[Start STORED DATA]

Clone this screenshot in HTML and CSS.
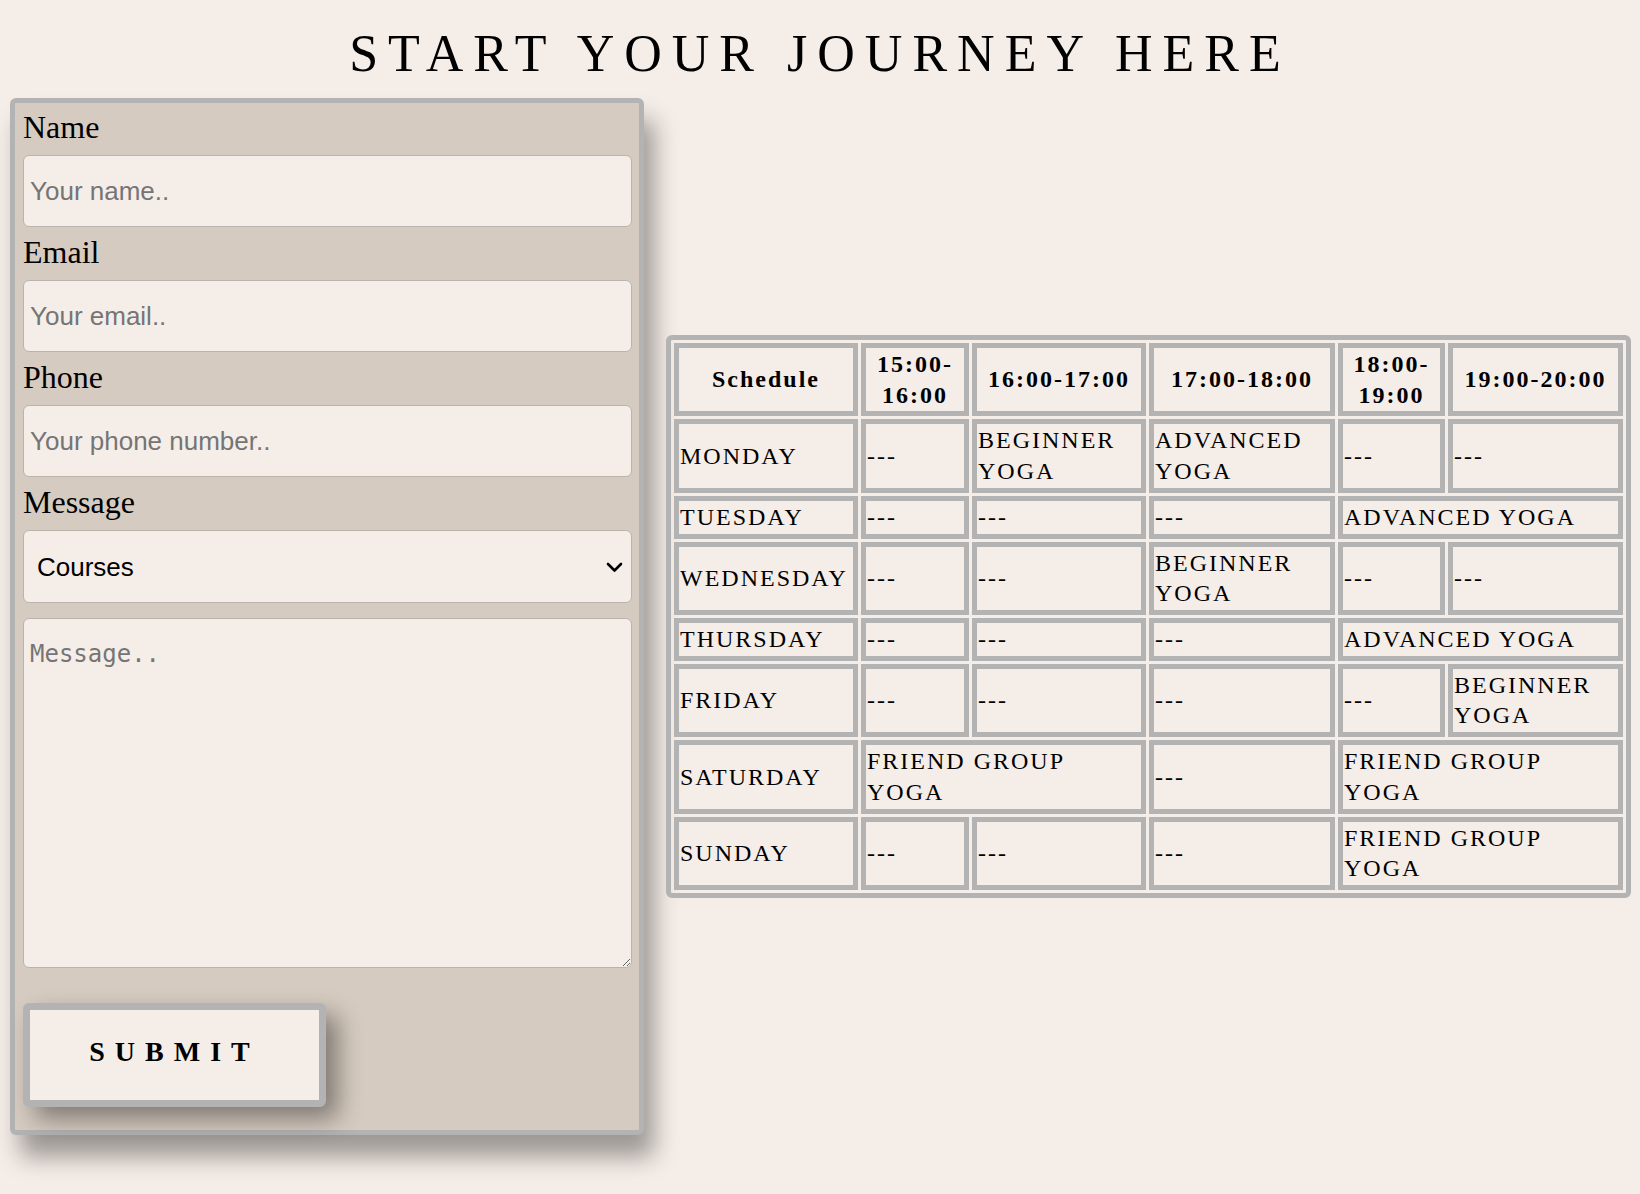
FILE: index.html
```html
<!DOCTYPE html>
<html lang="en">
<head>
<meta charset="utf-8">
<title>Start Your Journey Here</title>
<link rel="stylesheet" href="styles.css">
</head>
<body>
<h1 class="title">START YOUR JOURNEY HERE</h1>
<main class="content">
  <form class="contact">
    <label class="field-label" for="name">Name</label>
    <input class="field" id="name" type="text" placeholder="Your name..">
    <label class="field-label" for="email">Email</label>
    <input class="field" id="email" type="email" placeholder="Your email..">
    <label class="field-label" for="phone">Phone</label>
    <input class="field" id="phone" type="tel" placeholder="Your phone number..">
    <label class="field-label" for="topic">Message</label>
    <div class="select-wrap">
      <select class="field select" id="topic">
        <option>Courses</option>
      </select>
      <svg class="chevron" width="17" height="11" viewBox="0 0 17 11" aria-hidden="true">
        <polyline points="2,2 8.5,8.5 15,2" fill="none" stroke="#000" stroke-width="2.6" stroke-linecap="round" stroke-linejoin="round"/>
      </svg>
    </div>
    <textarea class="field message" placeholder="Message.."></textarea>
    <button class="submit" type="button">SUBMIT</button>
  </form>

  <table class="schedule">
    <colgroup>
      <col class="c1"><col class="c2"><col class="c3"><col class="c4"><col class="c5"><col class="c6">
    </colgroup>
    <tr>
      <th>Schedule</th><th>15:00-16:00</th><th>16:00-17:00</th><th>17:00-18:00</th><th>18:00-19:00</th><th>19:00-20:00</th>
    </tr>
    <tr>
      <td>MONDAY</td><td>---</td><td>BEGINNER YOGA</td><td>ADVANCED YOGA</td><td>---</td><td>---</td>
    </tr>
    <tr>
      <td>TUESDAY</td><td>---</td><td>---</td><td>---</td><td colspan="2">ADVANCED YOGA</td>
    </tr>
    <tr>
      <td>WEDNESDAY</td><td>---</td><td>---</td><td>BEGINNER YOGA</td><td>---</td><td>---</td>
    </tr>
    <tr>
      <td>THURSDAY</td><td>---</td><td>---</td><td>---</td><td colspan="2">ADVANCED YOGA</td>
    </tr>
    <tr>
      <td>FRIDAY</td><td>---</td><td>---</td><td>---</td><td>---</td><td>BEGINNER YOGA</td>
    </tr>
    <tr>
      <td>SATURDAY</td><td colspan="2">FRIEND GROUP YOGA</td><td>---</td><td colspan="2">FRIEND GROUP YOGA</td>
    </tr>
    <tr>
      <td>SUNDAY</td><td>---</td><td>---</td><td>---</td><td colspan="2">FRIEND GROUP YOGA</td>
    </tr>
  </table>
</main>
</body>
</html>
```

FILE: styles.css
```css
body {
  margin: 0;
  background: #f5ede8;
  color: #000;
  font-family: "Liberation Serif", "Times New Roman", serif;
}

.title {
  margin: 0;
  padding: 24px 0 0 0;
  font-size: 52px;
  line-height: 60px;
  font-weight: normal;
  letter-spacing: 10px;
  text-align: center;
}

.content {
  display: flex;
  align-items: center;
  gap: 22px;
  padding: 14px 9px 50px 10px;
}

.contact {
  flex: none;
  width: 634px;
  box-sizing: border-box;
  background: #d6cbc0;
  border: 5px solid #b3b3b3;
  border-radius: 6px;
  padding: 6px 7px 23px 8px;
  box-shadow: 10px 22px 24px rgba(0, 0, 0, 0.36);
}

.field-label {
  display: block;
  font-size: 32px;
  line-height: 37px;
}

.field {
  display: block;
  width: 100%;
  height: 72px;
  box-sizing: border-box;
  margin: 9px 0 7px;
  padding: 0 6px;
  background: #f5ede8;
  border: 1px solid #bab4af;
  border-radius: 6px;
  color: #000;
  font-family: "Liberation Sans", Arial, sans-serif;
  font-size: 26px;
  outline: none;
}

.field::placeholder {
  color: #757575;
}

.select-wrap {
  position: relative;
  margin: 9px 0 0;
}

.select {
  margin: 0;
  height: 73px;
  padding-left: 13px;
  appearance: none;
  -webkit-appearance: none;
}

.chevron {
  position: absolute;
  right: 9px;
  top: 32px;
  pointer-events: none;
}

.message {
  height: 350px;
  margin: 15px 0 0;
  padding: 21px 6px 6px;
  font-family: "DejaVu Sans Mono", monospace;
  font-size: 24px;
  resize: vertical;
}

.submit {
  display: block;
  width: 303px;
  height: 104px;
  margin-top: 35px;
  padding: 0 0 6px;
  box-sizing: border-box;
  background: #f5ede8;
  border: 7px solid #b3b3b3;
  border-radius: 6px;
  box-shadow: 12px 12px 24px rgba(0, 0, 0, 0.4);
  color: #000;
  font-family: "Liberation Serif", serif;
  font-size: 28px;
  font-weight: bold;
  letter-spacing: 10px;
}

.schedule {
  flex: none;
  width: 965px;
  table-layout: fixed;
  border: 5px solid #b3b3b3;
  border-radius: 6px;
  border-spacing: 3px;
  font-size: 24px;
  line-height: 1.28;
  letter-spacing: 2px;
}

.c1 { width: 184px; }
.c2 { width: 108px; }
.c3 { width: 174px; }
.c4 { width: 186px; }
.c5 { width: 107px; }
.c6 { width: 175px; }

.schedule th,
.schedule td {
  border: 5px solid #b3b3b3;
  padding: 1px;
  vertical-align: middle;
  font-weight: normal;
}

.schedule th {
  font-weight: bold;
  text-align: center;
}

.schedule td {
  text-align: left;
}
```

[End STORED DATA]

**DIRECTIONS**
Without including any picture, repeat the data exactly.

**ANSWER IN FULL**
Clone this screenshot in HTML and CSS.
FILE: index.html
```html
<!DOCTYPE html>
<html lang="en">
<head>
<meta charset="utf-8">
<title>Start Your Journey Here</title>
<link rel="stylesheet" href="styles.css">
</head>
<body>
<h1 class="title">START YOUR JOURNEY HERE</h1>
<main class="content">
  <form class="contact">
    <label class="field-label" for="name">Name</label>
    <input class="field" id="name" type="text" placeholder="Your name..">
    <label class="field-label" for="email">Email</label>
    <input class="field" id="email" type="email" placeholder="Your email..">
    <label class="field-label" for="phone">Phone</label>
    <input class="field" id="phone" type="tel" placeholder="Your phone number..">
    <label class="field-label" for="topic">Message</label>
    <div class="select-wrap">
      <select class="field select" id="topic">
        <option>Courses</option>
      </select>
      <svg class="chevron" width="17" height="11" viewBox="0 0 17 11" aria-hidden="true">
        <polyline points="2,2 8.5,8.5 15,2" fill="none" stroke="#000" stroke-width="2.6" stroke-linecap="round" stroke-linejoin="round"/>
      </svg>
    </div>
    <textarea class="field message" placeholder="Message.."></textarea>
    <button class="submit" type="button">SUBMIT</button>
  </form>

  <table class="schedule">
    <colgroup>
      <col class="c1"><col class="c2"><col class="c3"><col class="c4"><col class="c5"><col class="c6">
    </colgroup>
    <tr>
      <th>Schedule</th><th>15:00-16:00</th><th>16:00-17:00</th><th>17:00-18:00</th><th>18:00-19:00</th><th>19:00-20:00</th>
    </tr>
    <tr>
      <td>MONDAY</td><td>---</td><td>BEGINNER YOGA</td><td>ADVANCED YOGA</td><td>---</td><td>---</td>
    </tr>
    <tr>
      <td>TUESDAY</td><td>---</td><td>---</td><td>---</td><td colspan="2">ADVANCED YOGA</td>
    </tr>
    <tr>
      <td>WEDNESDAY</td><td>---</td><td>---</td><td>BEGINNER YOGA</td><td>---</td><td>---</td>
    </tr>
    <tr>
      <td>THURSDAY</td><td>---</td><td>---</td><td>---</td><td colspan="2">ADVANCED YOGA</td>
    </tr>
    <tr>
      <td>FRIDAY</td><td>---</td><td>---</td><td>---</td><td>---</td><td>BEGINNER YOGA</td>
    </tr>
    <tr>
      <td>SATURDAY</td><td colspan="2">FRIEND GROUP YOGA</td><td>---</td><td colspan="2">FRIEND GROUP YOGA</td>
    </tr>
    <tr>
      <td>SUNDAY</td><td>---</td><td>---</td><td>---</td><td colspan="2">FRIEND GROUP YOGA</td>
    </tr>
  </table>
</main>
</body>
</html>
```

FILE: styles.css
```css
body {
  margin: 0;
  background: #f5ede8;
  color: #000;
  font-family: "Liberation Serif", "Times New Roman", serif;
}

.title {
  margin: 0;
  padding: 24px 0 0 0;
  font-size: 52px;
  line-height: 60px;
  font-weight: normal;
  letter-spacing: 10px;
  text-align: center;
}

.content {
  display: flex;
  align-items: center;
  gap: 22px;
  padding: 14px 9px 50px 10px;
}

.contact {
  flex: none;
  width: 634px;
  box-sizing: border-box;
  background: #d6cbc0;
  border: 5px solid #b3b3b3;
  border-radius: 6px;
  padding: 6px 7px 23px 8px;
  box-shadow: 10px 22px 24px rgba(0, 0, 0, 0.36);
}

.field-label {
  display: block;
  font-size: 32px;
  line-height: 37px;
}

.field {
  display: block;
  width: 100%;
  height: 72px;
  box-sizing: border-box;
  margin: 9px 0 7px;
  padding: 0 6px;
  background: #f5ede8;
  border: 1px solid #bab4af;
  border-radius: 6px;
  color: #000;
  font-family: "Liberation Sans", Arial, sans-serif;
  font-size: 26px;
  outline: none;
}

.field::placeholder {
  color: #757575;
}

.select-wrap {
  position: relative;
  margin: 9px 0 0;
}

.select {
  margin: 0;
  height: 73px;
  padding-left: 13px;
  appearance: none;
  -webkit-appearance: none;
}

.chevron {
  position: absolute;
  right: 9px;
  top: 32px;
  pointer-events: none;
}

.message {
  height: 350px;
  margin: 15px 0 0;
  padding: 21px 6px 6px;
  font-family: "DejaVu Sans Mono", monospace;
  font-size: 24px;
  resize: vertical;
}

.submit {
  display: block;
  width: 303px;
  height: 104px;
  margin-top: 35px;
  padding: 0 0 6px;
  box-sizing: border-box;
  background: #f5ede8;
  border: 7px solid #b3b3b3;
  border-radius: 6px;
  box-shadow: 12px 12px 24px rgba(0, 0, 0, 0.4);
  color: #000;
  font-family: "Liberation Serif", serif;
  font-size: 28px;
  font-weight: bold;
  letter-spacing: 10px;
}

.schedule {
  flex: none;
  width: 965px;
  table-layout: fixed;
  border: 5px solid #b3b3b3;
  border-radius: 6px;
  border-spacing: 3px;
  font-size: 24px;
  line-height: 1.28;
  letter-spacing: 2px;
}

.c1 { width: 184px; }
.c2 { width: 108px; }
.c3 { width: 174px; }
.c4 { width: 186px; }
.c5 { width: 107px; }
.c6 { width: 175px; }

.schedule th,
.schedule td {
  border: 5px solid #b3b3b3;
  padding: 1px;
  vertical-align: middle;
  font-weight: normal;
}

.schedule th {
  font-weight: bold;
  text-align: center;
}

.schedule td {
  text-align: left;
}
```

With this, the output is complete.